The last wicket had added 66 – Umesh’s contribution a frugal three – when Pandya fell in the first over after lunch, giving Sandakan his maiden five-for. Sandakan threw his hands up in delight, but all the accolades were reserved for the Pandya heroics that will now force the rest of the world to view him in a new light.
While it is true that a majority of his carnage came against spin, his innings should have told the Sri Lankans that this was still an excellent surface for batting. If it did, the generous hosts weren’t listening, though they will also point to the fact that the Indian bowlers, pacers and spinners alike, didn’t make their life easy at all.

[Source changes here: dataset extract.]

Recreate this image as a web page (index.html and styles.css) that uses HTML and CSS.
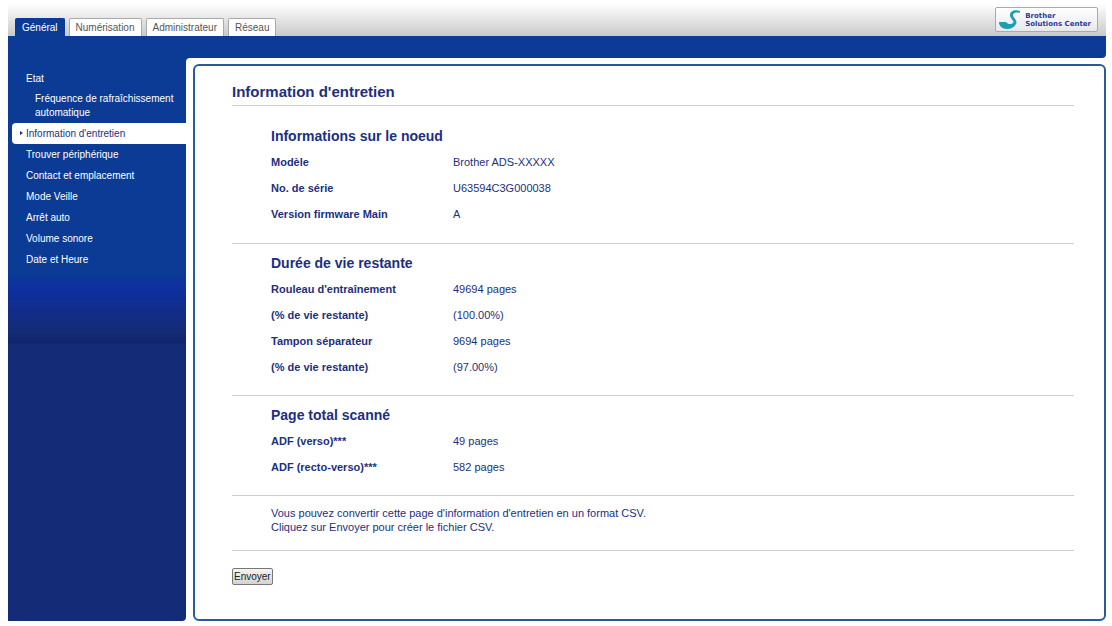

Shami, working up good pace and finding movement both in the air and off the track, fired out Tharanga and Dimuth Karunaratne in almost identical fashion while a brilliant stop from Ashwin at mid-on and a direct hit by Kuldeep at short-cover from the resultant misdirected throw from mid-on caught an ambling, unaware Kusal Mendis short of his ground. Pandya’s extraordinary day got even better when he consigned Angelo Mathews to only a second duck in 121 Test innings and at 38 for 4 inside 10 overs, Sri Lanka were wobbling like a punch-drunk boxer who would have gone down if touched by a feather.
Kuldeep then took over, showing Sri Lanka that if their left-arm spinner was good, he wasn’t bad himself. Bowling with courage and guile, he infused a million doubts to whittle away at the middle order on his way to a second four-wicket haul in Test cricket; his variations were a handful and more, the ball sometimes going a mile against crease-tied, saucer-eyed batsmen who seemed to realize what killing ‘em softly means.
Only Chandimal, who batted for two hours and negotiated 87 deliveries before Ashwin ended his stay, seemed in the mood for battle. No one else showed the stomach – Dickwella’s 31 balls faced were the second most by a Sri Lankan batsman and no one else spent even 50 minutes at the crease. It was easy, all too easy, really. Embarrassingly so, even the Indians will admit.